The first of these excursions was a trip into the mountains themselves to explore the wildlife and scenery around the town of Azrou. Here we saw Barbary Apes in the wild and the waterfalls of Oum er Riba, the source of the country’s largest river. Sweet smelling Cedar forests line the road, as do small piles of stones advertising local honey for sale. Azrou itself is a refreshingly small town where it’s possible to buy rugs and olive wood artifacts without the hassle of the souks in Fes.
Next up were the Roman ruins at Volubilis, a UNESCO World Heritage Site (whc.unesco.org/pg.cfm?cid=31&id_site=836&l=en) some 40km out of Fes. A large site on an open plateau, Volubilis takes a couple of hours to explore – be sure to get there before noon or after 2:30 as the ticket office closes for a French-style long lunch. Highlights here include the Triumphal Arch, the Capitol and the site’s mosaics, scattered amongst the ruins and remarkable both in their detail and the fact that they are largely exposed.
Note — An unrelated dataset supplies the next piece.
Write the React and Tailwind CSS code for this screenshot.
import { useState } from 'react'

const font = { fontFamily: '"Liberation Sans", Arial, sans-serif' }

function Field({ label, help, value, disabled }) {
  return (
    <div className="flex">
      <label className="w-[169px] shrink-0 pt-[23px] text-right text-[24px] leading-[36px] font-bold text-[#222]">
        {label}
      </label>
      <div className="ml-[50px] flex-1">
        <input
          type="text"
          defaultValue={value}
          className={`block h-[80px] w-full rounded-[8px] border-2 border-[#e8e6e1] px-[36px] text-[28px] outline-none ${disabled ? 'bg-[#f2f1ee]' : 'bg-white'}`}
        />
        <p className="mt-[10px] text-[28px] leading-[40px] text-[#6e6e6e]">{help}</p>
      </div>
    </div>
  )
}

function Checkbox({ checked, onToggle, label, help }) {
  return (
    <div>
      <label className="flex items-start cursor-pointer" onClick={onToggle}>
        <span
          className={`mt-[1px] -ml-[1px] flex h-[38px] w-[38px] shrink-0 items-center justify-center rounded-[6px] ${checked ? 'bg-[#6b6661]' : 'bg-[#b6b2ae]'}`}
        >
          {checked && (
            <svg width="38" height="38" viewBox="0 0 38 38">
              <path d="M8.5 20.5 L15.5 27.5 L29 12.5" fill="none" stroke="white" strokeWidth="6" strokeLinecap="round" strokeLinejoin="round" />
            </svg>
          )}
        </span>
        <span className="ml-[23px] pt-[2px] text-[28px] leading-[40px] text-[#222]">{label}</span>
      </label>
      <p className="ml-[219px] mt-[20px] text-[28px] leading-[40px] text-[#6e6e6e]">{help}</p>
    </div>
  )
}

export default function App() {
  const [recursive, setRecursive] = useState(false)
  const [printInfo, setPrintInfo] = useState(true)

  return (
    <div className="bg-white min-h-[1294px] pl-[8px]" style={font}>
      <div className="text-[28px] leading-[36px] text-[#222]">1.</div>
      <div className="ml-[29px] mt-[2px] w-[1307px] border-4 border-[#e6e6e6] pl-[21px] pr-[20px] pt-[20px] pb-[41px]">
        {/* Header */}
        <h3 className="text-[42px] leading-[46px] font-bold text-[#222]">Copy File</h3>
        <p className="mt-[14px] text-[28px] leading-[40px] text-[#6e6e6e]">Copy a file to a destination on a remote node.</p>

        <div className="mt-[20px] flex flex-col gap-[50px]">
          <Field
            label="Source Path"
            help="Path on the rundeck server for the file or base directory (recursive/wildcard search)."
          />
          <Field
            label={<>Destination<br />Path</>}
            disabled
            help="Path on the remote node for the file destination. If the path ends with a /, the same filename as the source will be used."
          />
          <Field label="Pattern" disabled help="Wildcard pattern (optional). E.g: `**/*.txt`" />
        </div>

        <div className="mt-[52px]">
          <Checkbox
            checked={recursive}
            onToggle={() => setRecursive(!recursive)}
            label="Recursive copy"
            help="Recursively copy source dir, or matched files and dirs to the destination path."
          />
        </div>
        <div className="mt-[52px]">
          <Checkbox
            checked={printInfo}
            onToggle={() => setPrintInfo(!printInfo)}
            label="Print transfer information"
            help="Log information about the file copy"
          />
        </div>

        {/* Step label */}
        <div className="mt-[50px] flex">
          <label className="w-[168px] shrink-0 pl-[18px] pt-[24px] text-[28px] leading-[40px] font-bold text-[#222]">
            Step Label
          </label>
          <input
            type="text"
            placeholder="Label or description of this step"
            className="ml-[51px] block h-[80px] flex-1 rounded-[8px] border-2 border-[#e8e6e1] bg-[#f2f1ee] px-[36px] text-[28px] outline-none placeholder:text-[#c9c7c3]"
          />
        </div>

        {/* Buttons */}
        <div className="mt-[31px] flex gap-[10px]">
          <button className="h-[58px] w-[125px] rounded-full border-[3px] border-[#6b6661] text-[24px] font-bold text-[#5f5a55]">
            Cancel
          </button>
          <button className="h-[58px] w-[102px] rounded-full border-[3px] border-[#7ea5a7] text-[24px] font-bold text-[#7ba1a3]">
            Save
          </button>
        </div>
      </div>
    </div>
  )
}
Our final excursion was to Meknes, also a World Heritage Site (whc.unesco.org/en/list/793), which owes much of its grandeur to the efforts of Sultan Moulay Ismail (1672-1727). Although Meknes also has fine souks, a sort of toned-down Fes, it is the monuments that make the town worthwhile. These include the Sultan’s Mausoleum (free, but avoid Fridays), the magnificently ornate Bab Mansour and the Royal Palace complex. On the edge of the latter is the impressive Agdal Basin, a stone lined reservoir which also doubled up as a swimming pool even larger than our hotel’s!
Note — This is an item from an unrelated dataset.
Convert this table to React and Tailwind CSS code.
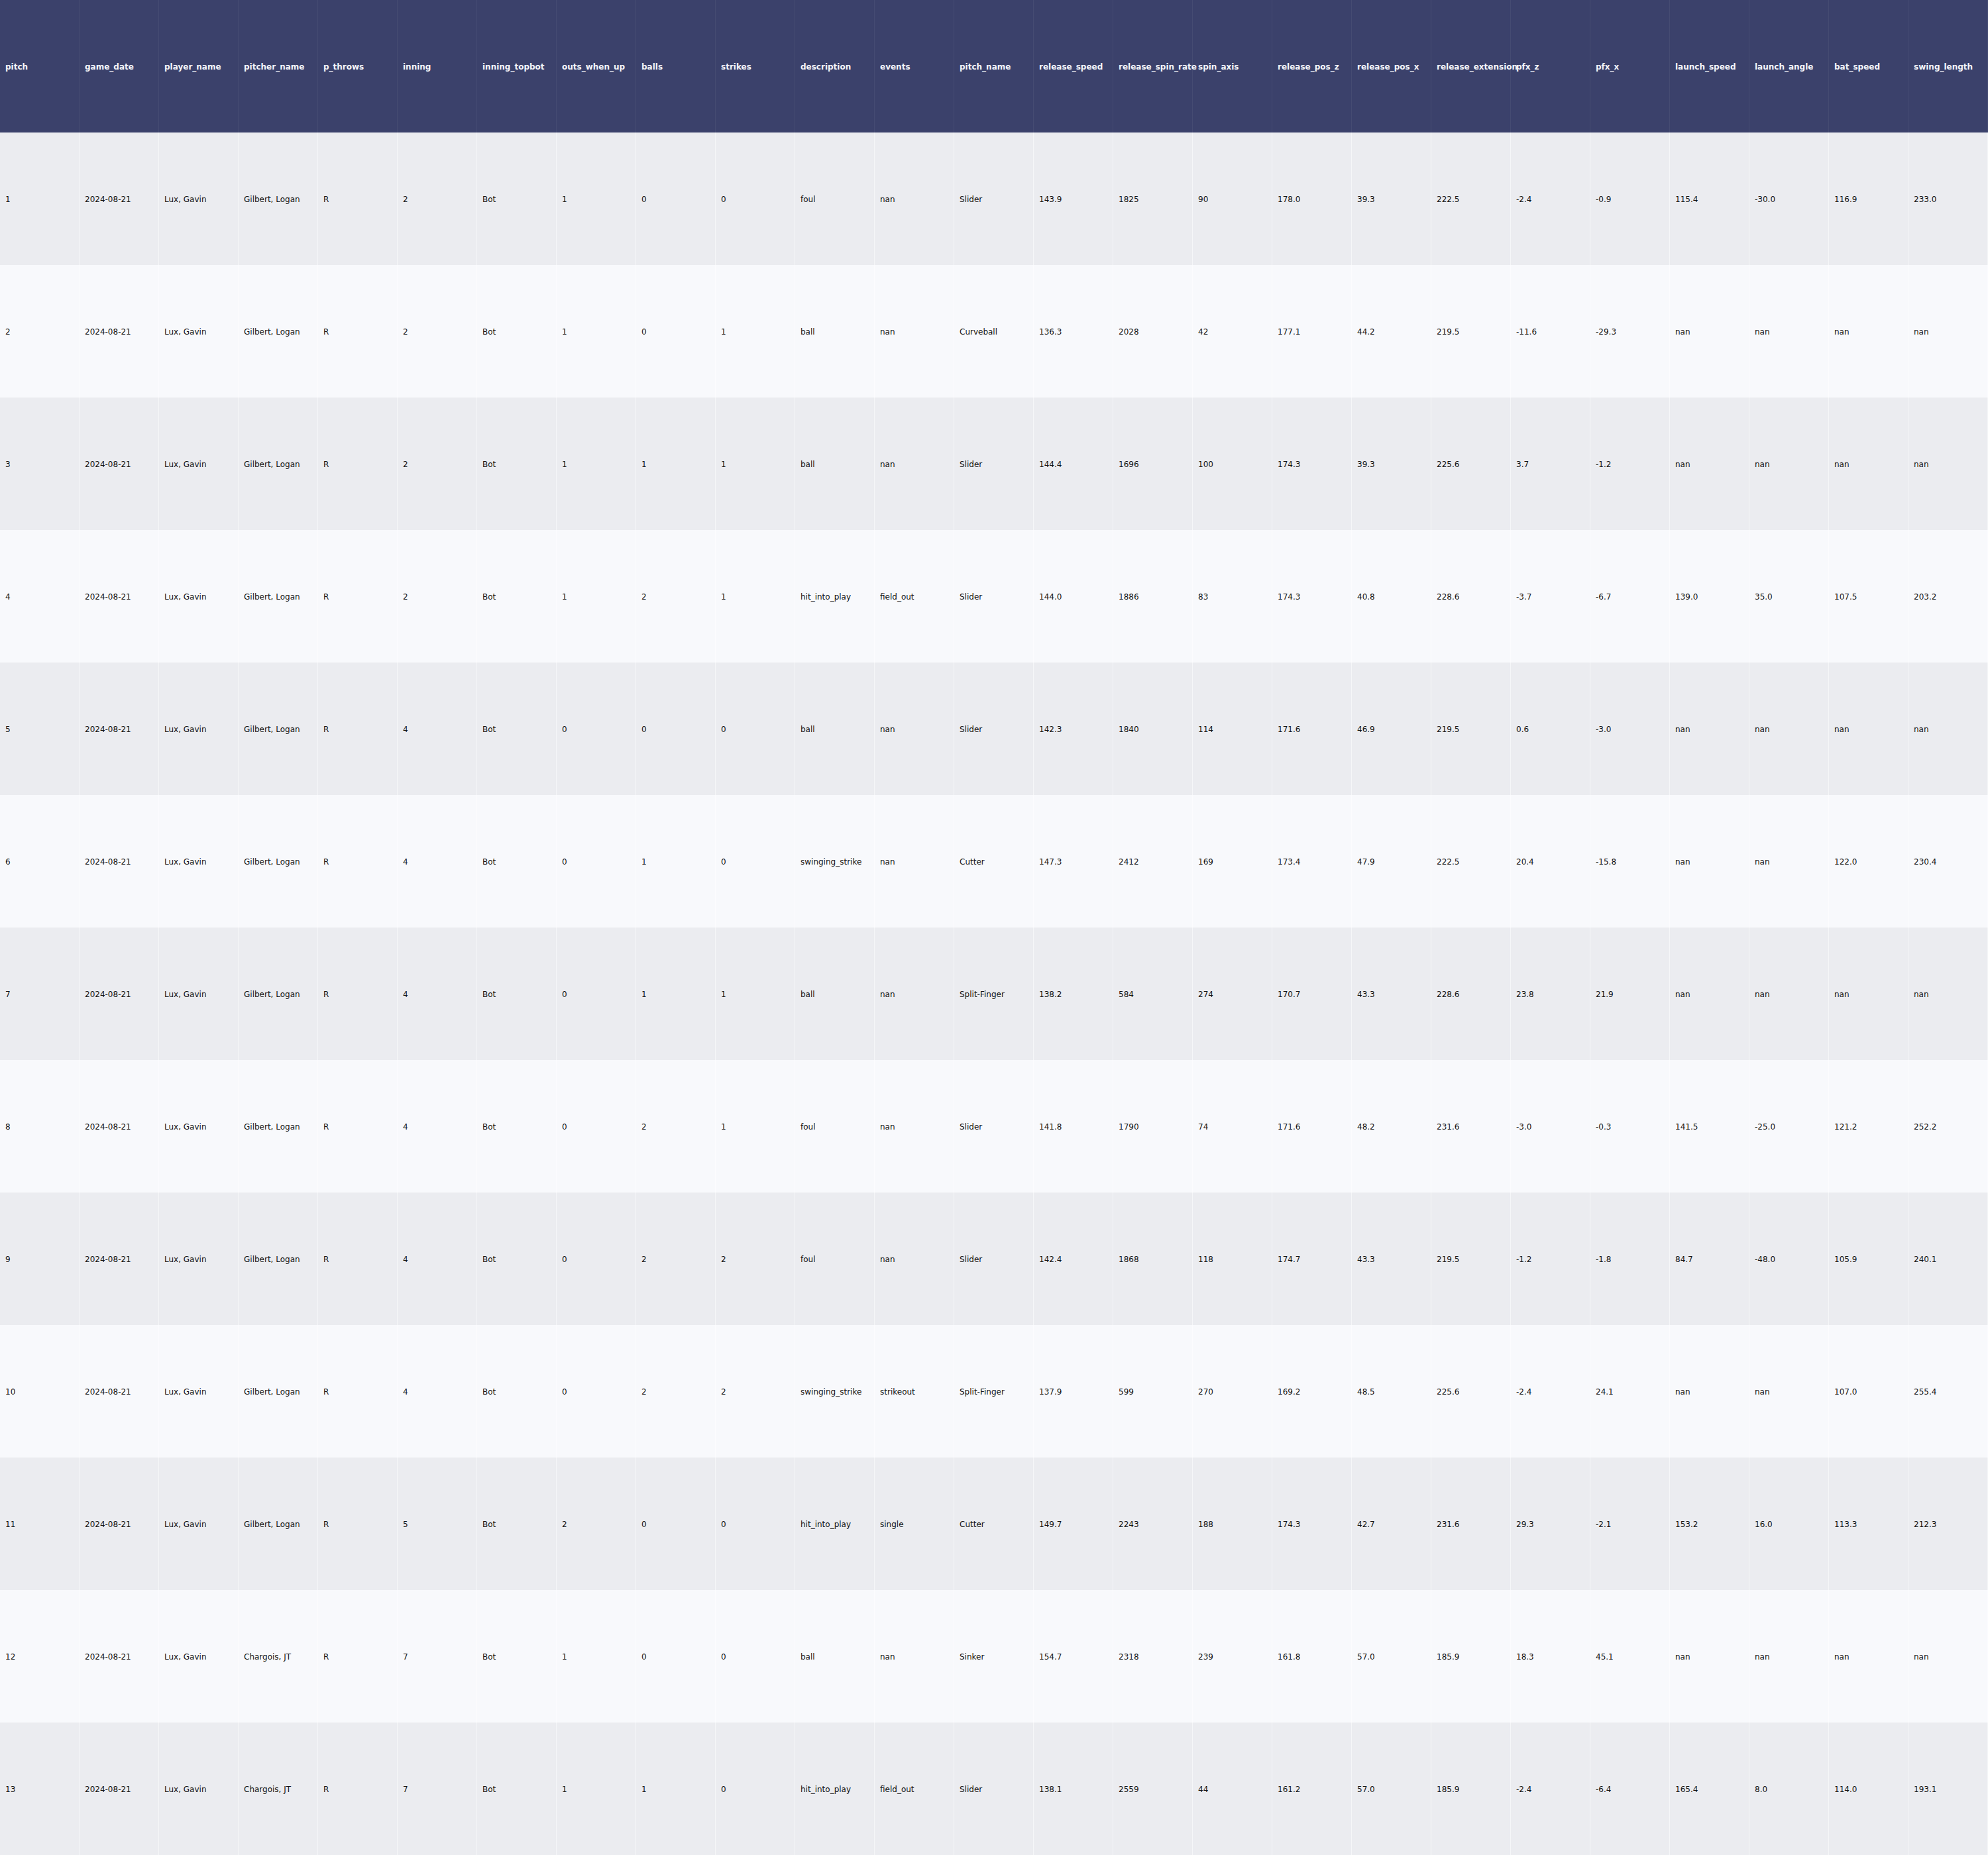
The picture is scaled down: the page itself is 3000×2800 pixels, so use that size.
import React from "react";

const COLS = ["pitch","game_date","player_name","pitcher_name","p_throws","inning","inning_topbot","outs_when_up","balls","strikes","description","events","pitch_name","release_speed","release_spin_rate","spin_axis","release_pos_z","release_pos_x","release_extension","pfx_z","pfx_x","launch_speed","launch_angle","bat_speed","swing_length"];

const G = ["2024-08-21","Lux, Gavin"];
const ROWS = [
  ["1",...G,"Gilbert, Logan","R","2","Bot","1","0","0","foul","nan","Slider","143.9","1825","90","178.0","39.3","222.5","-2.4","-0.9","115.4","-30.0","116.9","233.0"],
  ["2",...G,"Gilbert, Logan","R","2","Bot","1","0","1","ball","nan","Curveball","136.3","2028","42","177.1","44.2","219.5","-11.6","-29.3","nan","nan","nan","nan"],
  ["3",...G,"Gilbert, Logan","R","2","Bot","1","1","1","ball","nan","Slider","144.4","1696","100","174.3","39.3","225.6","3.7","-1.2","nan","nan","nan","nan"],
  ["4",...G,"Gilbert, Logan","R","2","Bot","1","2","1","hit_into_play","field_out","Slider","144.0","1886","83","174.3","40.8","228.6","-3.7","-6.7","139.0","35.0","107.5","203.2"],
  ["5",...G,"Gilbert, Logan","R","4","Bot","0","0","0","ball","nan","Slider","142.3","1840","114","171.6","46.9","219.5","0.6","-3.0","nan","nan","nan","nan"],
  ["6",...G,"Gilbert, Logan","R","4","Bot","0","1","0","swinging_strike","nan","Cutter","147.3","2412","169","173.4","47.9","222.5","20.4","-15.8","nan","nan","122.0","230.4"],
  ["7",...G,"Gilbert, Logan","R","4","Bot","0","1","1","ball","nan","Split-Finger","138.2","584","274","170.7","43.3","228.6","23.8","21.9","nan","nan","nan","nan"],
  ["8",...G,"Gilbert, Logan","R","4","Bot","0","2","1","foul","nan","Slider","141.8","1790","74","171.6","48.2","231.6","-3.0","-0.3","141.5","-25.0","121.2","252.2"],
  ["9",...G,"Gilbert, Logan","R","4","Bot","0","2","2","foul","nan","Slider","142.4","1868","118","174.7","43.3","219.5","-1.2","-1.8","84.7","-48.0","105.9","240.1"],
  ["10",...G,"Gilbert, Logan","R","4","Bot","0","2","2","swinging_strike","strikeout","Split-Finger","137.9","599","270","169.2","48.5","225.6","-2.4","24.1","nan","nan","107.0","255.4"],
  ["11",...G,"Gilbert, Logan","R","5","Bot","2","0","0","hit_into_play","single","Cutter","149.7","2243","188","174.3","42.7","231.6","29.3","-2.1","153.2","16.0","113.3","212.3"],
  ["12",...G,"Chargois, JT","R","7","Bot","1","0","0","ball","nan","Sinker","154.7","2318","239","161.8","57.0","185.9","18.3","45.1","nan","nan","nan","nan"],
  ["13",...G,"Chargois, JT","R","7","Bot","1","1","0","hit_into_play","field_out","Slider","138.1","2559","44","161.2","57.0","185.9","-2.4","-6.4","165.4","8.0","114.0","193.1"],
];

export default function App() {
  return (
    <div className="w-[3000px] h-[2800px] overflow-hidden bg-white text-[12px] leading-none" style={{ fontFamily: '"DejaVu Sans", Verdana, sans-serif' }}>
      <div className="grid grid-cols-[repeat(25,120px)] h-[200px] bg-[#3b416b]">
        {COLS.map((c) => (
          <div key={c} className="flex items-center px-2 pt-[2px] border-r border-white/[0.05] whitespace-nowrap overflow-visible font-bold text-[#f4f5fa]">
            {c}
          </div>
        ))}
      </div>
      {ROWS.map((r, i) => (
        <div key={i} className={`grid grid-cols-[repeat(25,120px)] h-[200px] ${i % 2 === 0 ? "bg-[#ebecf0]" : "bg-[#f8f9fc]"}`}>
          {r.map((v, j) => (
            <div key={j} className="flex items-center px-2 pt-[2px] border-r border-white/50 whitespace-nowrap overflow-visible text-[#111111]">
              {v}
            </div>
          ))}
        </div>
      ))}
    </div>
  );
}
Thinking Outside the Walls
Basing yourself in Fes for a week can be a good way of seeing more of what Morocco has to offer outside the impressive city walls of its big ticket attractions, perhaps by putting together a two centre trip taking in Tangier, Marrakesh or Casablanca as well as Fes and taking advantage of the country’s good railway system. You can fly direct to Fes with Ryanair (www.ryanair.com) from Stansted, with other carriers such as Royal Air Maroc (www.royalairmaroc.com) touching down in Casablanca, whilst starting elsewhere offers more options.